A six figure salary sounds like a milestone worth celebrating. But for many people, crossing the £100,000 threshold comes with an unwelcome surprise: your take home pay may not rise as much as you expect, and in some cases, it can even fall. This is the so called £100k tax trap, and understanding it is essential before planning how to use that new pay rise.

What is the £100K Tax Trap?

Hitting £100,000 is often seen as a financial high point. Yet once your income drifts above this level, an unusual quirk in the tax system kicks in. For every £2 you earn over £100,000, HMRC withdraws £1 of your tax-free Personal Allowance. By the time you reach £125,140, this allowance disappears entirely.

All of this happens while you are already paying 40% income tax, creating an effective marginal tax rate of 60% on earnings between £100,000 and £125,140 (and that’s before national Insurance is added). It’s not a separate tax rate, but the combined impact of losing your allowance and paying higher rate tax simultaneously.

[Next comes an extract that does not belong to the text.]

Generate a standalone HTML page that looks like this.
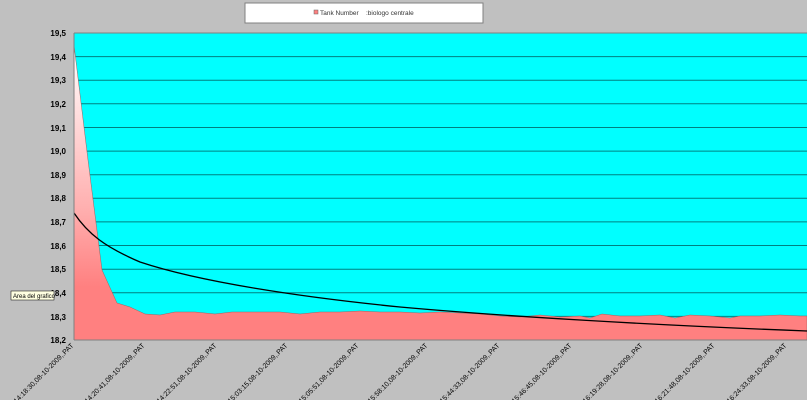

The result? You earn more, but your take home pay grows far less than expected.

Why Does it Matter?

Aside from the high marginal tax rate, the £100,000 threshold has another important consequence: a household loses access to tax free childcare if either parent earns over £100,000. For families using the scheme, this benefit can be worth up to £20,000 a year, so crossing the threshold can significantly increase childcare costs.

In short: earn slightly more, and you may keep considerably less.

How to Stay Clear of the £100k Trap

The good news is that there are fully legitimate ways to reduce your taxable income and retain your personal allowance, while often improving your longterm financial position.

1. Increase pension contributions

Pension contributions (including through salary sacrifice) reduce your taxable income. Not only does this help you avoid the tax trap, but it also boosts your retirement savings in a highly tax-efficient way.

2. Use salary sacrifice

Under salary sacrifice arrangements, you exchange part of your salary in return for benefits such as pension contributions, childcare vouchers, or cycle to work schemes. This can reduce both your income tax and national insurance.

3. Make Gift Aid donations

Charitable donations made under Gift Aid can extend your basic-rate tax band and reduce your adjusted net income, helping you reclaim part or all of your personal allowance.

A Quick Scenario

If you earn £120,000 and sacrifice £20,000 into your pension, your taxable income falls back to £100,000. This restores your full personal allowance and avoids the 60% marginal tax band entirely.

What are the Benefits?

Reducing your taxable income to £100,000 provides three major advantages:

  • You regain your full £12,570 Personal Allowance
  • You avoid the 60% marginal tax band
  • You pay less income tax and national insurance overall

Meanwhile, your pension receives the full £20,000 gross, without income tax deductions — substantially boosting your longterm savings.

Note: Salary sacrifice rules and tax thresholds may change with future budgets.